O PT, partido do LULA já estava organizado em quase todo o país. Em 1988, já tinha mostrado sua força, elegendo prefeitos em diversas cidades importantes do país. Sua grande força são os militantes do PT, geralmente estudantes e sindicalistas, que trabalham de graça, só por idealismo. Isso não é propaganda, é um fato que os adversários do PT reconhecem. O PT também contava com o apoio de católicos leigos e de padres progressistas ligados à Teologia da Libertação, uma espécie de socialismo cristão. Os petistas conseguiram muitos votos graças ao trabalho da Igreja nas CEBs (Comunidades Eclesiais de Base). O socialismo não era mais visto como uma coisa do diabo. Resultado: Lula venceu Brizola por uma leve vantagem.

No segundo turno, Brizola falou em “engolir o sapo barbudo” e apoiou Lula com sinceridade, transferindo muitos votos para o candidato petista. Além do PSB e do PC do B, Lula tinha agora o apoio do PCB de Roberto Freire e até dos tucanos do PSDB, apesar de esses últimos terem ficado meio em cima do muro.

Então, o inesperado aconteceu. Lula começou a subir nas pesquisas e a encostar em Collor. Veio o primeiro debate. (Collor, antidemocrático, ainda não tinha ido a nenhum.) Para muitas pessoas, Collor, que fez faculdade, venceria facilmente Lula, o torneiro mecânico. Mas o contrário aconteceu. Lula mostrou que valia a experiência de anos de assembléias sindicais. Entre os peões, todo mundo igual, só prevalece a idéia de quem tem cérebro e sabe argumentar. Foi nessa excelente escola que Lula tinha aprendido a debater. Irônico, ágil nas respostas, mostrando conhecer mais dados econômicos do que o adversário, surpreendeu o país no debate apresentado pelas tevês. Collor foi trucidado. E, nas semanas seguintes, Lula empatava nas pesquisas. A esquerda brasileira estava a um passo do poder.
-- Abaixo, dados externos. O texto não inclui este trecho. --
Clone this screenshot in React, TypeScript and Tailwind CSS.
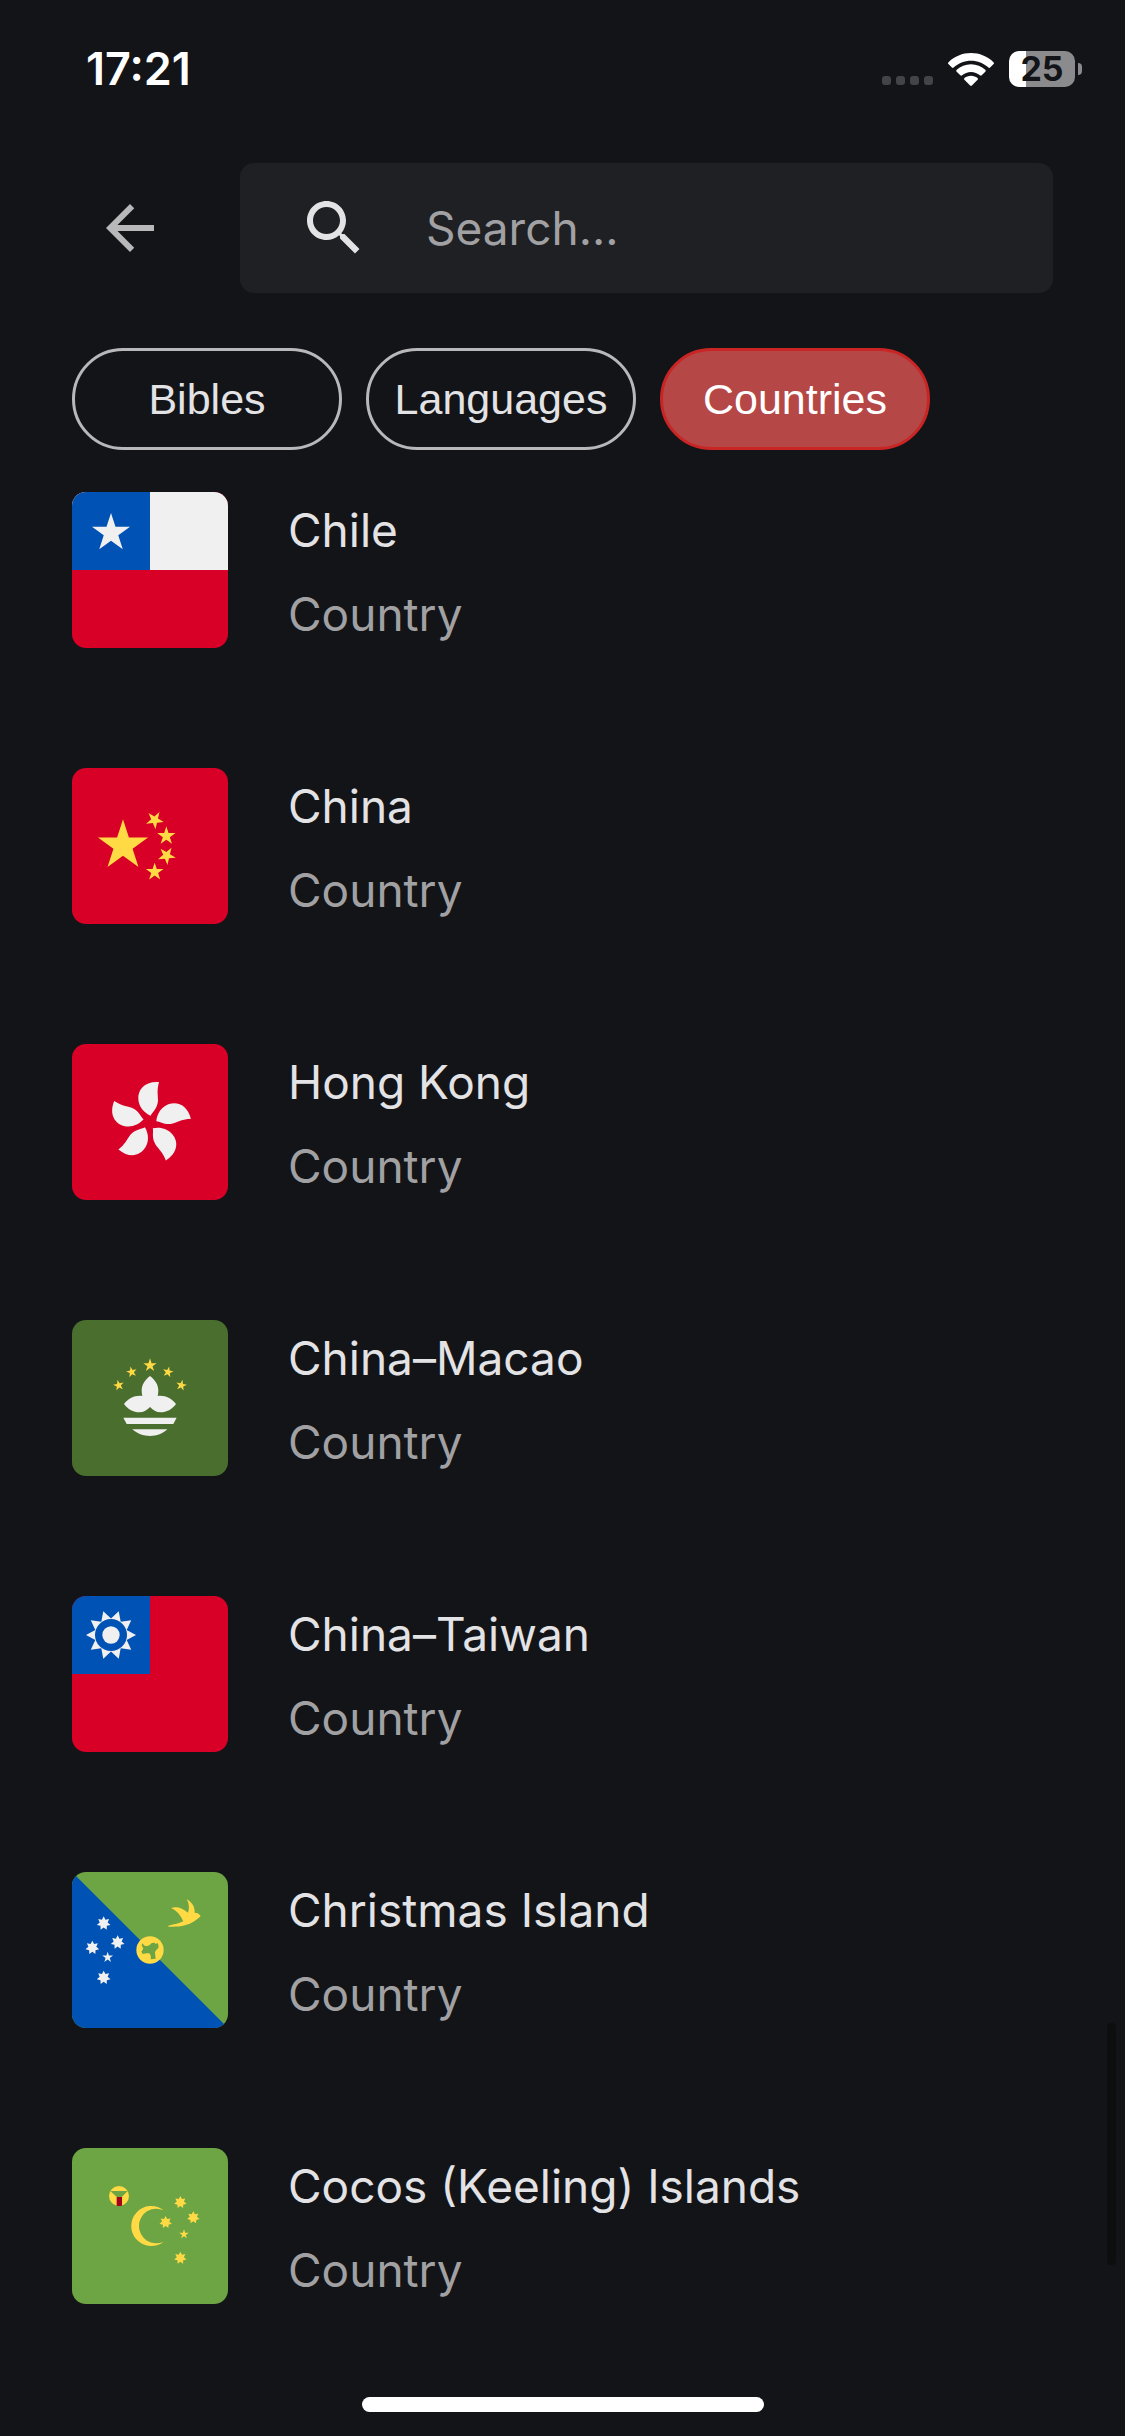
import type { ReactNode } from "react";

const YELLOW = "#ffda44";
const WHITE = "#f0f0f0";
const RED = "#d80027";
const BLUE = "#0052b4";
const GREEN = "#6da544";

type StarProps = {
  x: number;
  y: number;
  r: number;
  fill: string;
  points?: number;
  inner?: number;
  turn?: number;
};

function Star({ x, y, r, fill, points = 5, inner = 0.382, turn = 0 }: StarProps) {
  const corners = Array.from({ length: points * 2 }, (_, i) => {
    const radius = i % 2 === 0 ? r : r * inner;
    const angle = ((turn - 90) * Math.PI) / 180 + (i * Math.PI) / points;
    return `${(x + radius * Math.cos(angle)).toFixed(1)},${(y + radius * Math.sin(angle)).toFixed(1)}`;
  });
  return <polygon points={corners.join(" ")} fill={fill} />;
}

function Flag({ background, children }: { background: string; children: ReactNode }) {
  return (
    <svg viewBox="0 0 468 468" aria-hidden="true" className="size-[156px] shrink-0 rounded-[14px]">
      <rect width="468" height="468" fill={background} />
      {children}
    </svg>
  );
}

const chile = (
  <Flag background={RED}>
    <rect width="468" height="234" fill={WHITE} />
    <rect width="234" height="234" fill={BLUE} />
    <Star x={117} y={123} r={60} fill={WHITE} />
  </Flag>
);

const china = (
  <Flag background={RED}>
    <Star x={153} y={233} r={79} fill={YELLOW} />
    <Star x={248} y={156} r={28} turn={175} fill={YELLOW} />
    <Star x={283} y={204} r={29} fill={YELLOW} />
    <Star x={284} y={263} r={28} turn={175} fill={YELLOW} />
    <Star x={248} y={312} r={28} fill={YELLOW} />
  </Flag>
);

const hongKong = (
  <Flag background={RED}>
    <g transform="translate(233 235)" fill={WHITE}>
      {[0, 72, 144, 216, 288].map((angle) => (
        <path
          key={angle}
          transform={`rotate(${angle})`}
          d="M28-121C-15-124-36-98-34-70C-33-48-18-29 3-20C8-32 23-40 25-65C25-85 21-95 28-121Z"
        />
      ))}
    </g>
  </Flag>
);

const macao = (
  <Flag background="#496e2d">
    <Star x={234} y={136} r={21} fill={YELLOW} />
    <Star x={179} y={156} r={17} turn={-12} fill={YELLOW} />
    <Star x={288} y={156} r={17} turn={12} fill={YELLOW} />
    <Star x={140} y={196} r={17} turn={-12} fill={YELLOW} />
    <Star x={328} y={196} r={17} turn={12} fill={YELLOW} />
    <g fill={WHITE}>
      <path d="M234 168C218 180 209 195 209 212C209 218 210 223 211 228C189 225 168 236 156 252C168 268 184 277 202 277C215 277 226 270 234 261C242 270 253 277 266 277C284 277 300 268 312 252C300 236 279 225 257 228C258 223 259 218 259 212C259 195 250 180 234 168Z" />
      <path d="M154 293H314L304 312H164Z" />
      <path d="M181 328H286C273 341 254 348 234 348S195 341 181 328Z" />
    </g>
  </Flag>
);

const taiwan = (
  <Flag background={RED}>
    <rect width="234" height="234" fill={BLUE} />
    <Star x={117} y={117} r={75} points={10} inner={0.66} turn={18} fill={WHITE} />
    <circle cx="117" cy="117" r="48" fill={BLUE} />
    <circle cx="117" cy="117" r="26" fill={WHITE} />
  </Flag>
);

const christmasIsland = (
  <Flag background={GREEN}>
    <path d="M0 0L468 468H0Z" fill={BLUE} />
    <circle cx="234" cy="234" r="41" fill={YELLOW} />
    <path
      d="M211 214L218 221C226 223 232 222 238 214C244 211 249 212 251 216L256 213C260 217 260 222 259 228C254 234 248 237 249 243L251 260L236 262C237 255 237 250 233 245C226 242 219 246 212 246L208 239L214 230L209 220Z"
      fill={GREEN}
    />
    <path
      d="M344 82C360 90 369 105 368 122C376 122 382 125 386 133C374 145 359 155 339 160C322 165 304 164 289 164V161C309 157 322 154 334 148C326 130 314 115 297 108C314 102 332 108 348 122C352 110 352 95 344 82Z"
      fill={YELLOW}
    />
    <Star x={95} y={154} r={21} points={7} inner={0.58} fill={WHITE} />
    <Star x={137} y={211} r={21} points={7} inner={0.58} fill={WHITE} />
    <Star x={61} y={227} r={21} points={7} inner={0.58} fill={WHITE} />
    <Star x={95} y={317} r={21} points={7} inner={0.58} fill={WHITE} />
    <Star x={107} y={256} r={17} fill={WHITE} />
  </Flag>
);

const cocosIslands = (
  <Flag background={GREEN}>
    <circle cx="141" cy="144" r="30" fill={YELLOW} />
    <path d="M115 129H167L149 147H134Z" fill={GREEN} />
    <path d="M134 147H150V173Q142 175 134 173Z" fill="#a2001d" />
    <path d="M275 187A60 60 0 1 0 275 281A52 52 0 1 1 275 187Z" fill={YELLOW} />
    <Star x={281} y={223} r={19} points={7} inner={0.58} fill={YELLOW} />
    <Star x={325} y={163} r={19} points={7} inner={0.58} fill={YELLOW} />
    <Star x={364} y={209} r={19} points={7} inner={0.58} fill={YELLOW} />
    <Star x={325} y={330} r={19} points={7} inner={0.58} fill={YELLOW} />
    <Star x={336} y={259} r={15} fill={YELLOW} />
  </Flag>
);

const countries = [
  { name: "Chile", flag: chile },
  { name: "China", flag: china },
  { name: "Hong Kong", flag: hongKong },
  { name: "China–Macao", flag: macao },
  { name: "China–Taiwan", flag: taiwan },
  { name: "Christmas Island", flag: christmasIsland },
  { name: "Cocos (Keeling) Islands", flag: cocosIslands },
];

const filters = [
  { label: "Bibles", active: false },
  { label: "Languages", active: false },
  { label: "Countries", active: true },
];

function StatusBar() {
  return (
    <div className="flex h-[163px] items-start justify-between pt-[42px] pr-[43px] pl-[86px] text-white">
      <time className="text-[45px] leading-[54px] font-semibold">17:21</time>
      <div className="flex h-[54px] items-center">
        <div className="mt-[23px] mr-[15px] flex gap-[5px]">
          {[0, 1, 2, 3].map((dot) => (
            <span key={dot} className="size-[9px] rounded-[3px] bg-[#434447]" />
          ))}
        </div>
        <svg viewBox="0 0 46 33" aria-label="Wi-Fi" className="mr-[15px] h-[33px] w-[46px]" fill="currentColor">
          <path d="M23 0C31.500 0 39.500 3.300 45.500 9.200C46.100 9.800 46.100 10.500 45.600 11.100L42.100 14.600C41.600 15.100 40.900 15.100 40.400 14.600C35.700 10.200 29.500 7.700 23 7.700S10.300 10.200 5.600 14.600C5.100 15.100 4.400 15.100 3.900 14.600L0.400 11.100C-0.100 10.500-0.100 9.800 0.500 9.200C6.500 3.300 14.500 0 23 0Z" />
          <path d="M23 11.200C28.500 11.200 33.500 13.300 37.300 16.800C37.900 17.400 37.900 18.100 37.300 18.700L33.700 22.300C33.200 22.800 32.500 22.800 31.900 22.300C29.500 20.200 26.400 18.900 23 18.900S16.500 20.200 14.100 22.300C13.500 22.800 12.800 22.800 12.300 22.300L8.700 18.700C8.100 18.100 8.100 17.400 8.700 16.800C12.500 13.300 17.500 11.200 23 11.200Z" />
          <path d="M23 22.800C25.700 22.800 27.700 23.700 29.500 25.100C30.100 25.600 30.100 26.300 29.600 26.800L23.900 32.500C23.300 33.100 22.700 33.100 22.100 32.500L16.400 26.800C15.900 26.300 15.900 25.600 16.500 25.100C18.300 23.700 20.300 22.800 23 22.800Z" />
        </svg>
        <div className="flex h-9 w-[66px] items-center justify-center rounded-[10px] bg-linear-to-r from-white from-[26%] to-[#8b8b8e] to-[26%] text-[34px] leading-9 font-bold text-[#131418]">
          25
        </div>
        <span className="ml-[3px] h-3 w-1 rounded-r-full bg-[#8b8b8e]" />
      </div>
    </div>
  );
}

export default function App() {
  return (
    <div className="relative flex min-h-screen flex-col bg-[#131418] font-['Inter','Liberation_Sans',sans-serif] text-[#e3e3e5]">
      <StatusBar />

      <header className="flex items-center gap-[50px] pr-[72px] pl-[70px]">
        <button type="button" aria-label="Back" className="flex size-[120px] shrink-0 items-center justify-center text-[#b8b8ba]">
          <svg viewBox="0 0 24 24" aria-hidden="true" className="size-[72px]" fill="currentColor">
            <path d="M20 11H7.830l5.590-5.590L12 4l-8 8 8 8 1.410-1.410L7.830 13H20v-2z" />
          </svg>
        </button>
        <label className="flex h-[130px] min-w-0 flex-1 items-center gap-14 rounded-[14px] bg-[#1f2023] px-[58px]">
          <svg viewBox="0 0 24 24" aria-hidden="true" className="size-[72px] shrink-0" fill="currentColor">
            <path d="M15.500 14h-.79l-.28-.27C15.410 12.590 16 11.110 16 9.500 16 5.910 13.090 3 9.500 3S3 5.910 3 9.500 5.910 16 9.500 16c1.610 0 3.090-.59 4.230-1.570l.27.28v.79l5 4.990L20.490 19l-4.990-5zm-6 0C7.010 14 5 11.990 5 9.500S7.010 5 9.500 5 14 7.010 14 9.500 11.990 14 9.500 14z" />
          </svg>
          <input
            type="text"
            aria-label="Search"
            placeholder="Search..."
            className="min-w-0 flex-1 bg-transparent text-[46px] leading-[72px] outline-none placeholder:text-[#a1a1a3]"
          />
        </label>
      </header>

      <div className="mt-[55px] flex gap-6 px-[72px]">
        {filters.map(({ label, active }) => (
          <button
            key={label}
            type="button"
            aria-pressed={active}
            className={`h-[102px] w-[270px] rounded-full border-3 font-['Liberation_Sans',sans-serif] text-[43px] leading-[60px] ${
              active ? "border-[#c92525] bg-[#b54747] text-white" : "border-[#b8b8ba]"
            }`}
          >
            {label}
          </button>
        ))}
      </div>

      <ul className="mt-[34px] mb-12 flex flex-col gap-[104px] px-[72px]">
        {countries.map(({ name, flag }) => (
          <li key={name} className="flex items-center gap-[60px]">
            {flag}
            <div className="min-w-0 pt-1 text-[46px] leading-[84px]">
              <p>{name}</p>
              <p className="text-[#a1a1a3]">Country</p>
            </div>
          </li>
        ))}
      </ul>

      <div className="mt-auto flex justify-center pb-6">
        <span className="h-[15px] w-[402px] rounded-full bg-white" />
      </div>

      <span className="absolute right-[9px] bottom-[171px] h-[242px] w-[9px] rounded-full bg-[#0d0e10]" />
    </div>
  );
}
A assessoria de Collor preparou o troco. No horário eleitoral, apresentava vídeos com uma tecnologia caríssima, impossível nos programas do adversário. Até uma ex-namorada de Lula foi convocada para falar mal dele. Espalhavam o boato de que a vitória do PT significaria “a ignorância no poder”. Os erros de gramática de Lula, bem maiores do que os de Collor, apavoravam a classe média. O apoio de tantos intelectuais a Lula era visto como uma excentricidade da esquerda.

No segundo debate entre os candidatos, Collor foi bastante agressivo, valendo-se de um candidato cansado (tinha feito vários comícios no mesmo dia) e talvez confiante demais. Nesse enfrenta mento decisivo, Collor, homem rico, dizia que não tinha dinheiro “para comprar uma aparelhagem de som igual à de Lula”. Ridículo, mas eficaz. Lula, tolamente, perdeu-se em ficar criticando a má atuação de Collor como governador em Alagoas: será que tinha confundido a eleição para a qual era candidato? Na mesma época, alguns jornais deram a entender que militantes do PT faziam parte de quadrilhas de seqüestradores. Apesar do conteúdo falso das insinuações, muita gente ficou assustada. O velho anticomunismo troglodita foi acionado e espalhou-se o boato absurdo de que Lula seria defensor dos regimes comunistas do Leste europeu e que, se ele ganhasse as eleições, o país viraria um caos, com os empresários parando de investir e fugindo para Miami. Bem, era difícil negar que uma vitória de Lula provocaria uma comoção no meio empresarial. O próprio PT também não tinha sido muito claro a respeito de seu programa de governo. No fundo, a população temia a instabilidade. E estaria completamente equivocada em seus receios?

O vale-tudo para eleger Collor contava com a colaboração da poderosa Rede Globo, ou melhor, a "Rede Gllobo". No Jornal Nacional, noticiário noturno, a TV Globo manipulou as imagens do debate: só aparecia Collor dizendo coisas inteligentes e Lula dizendo bobagens. Como se fosse o confronto entre o gênio e santo com o jumento encapetado. Resultado: Collor venceu as eleições. Vitória apertada, mas que aliviou as classes dominantes. As elites podiam comemorar, com champanhe e caviar, e o povo mais humilde, com pão e água.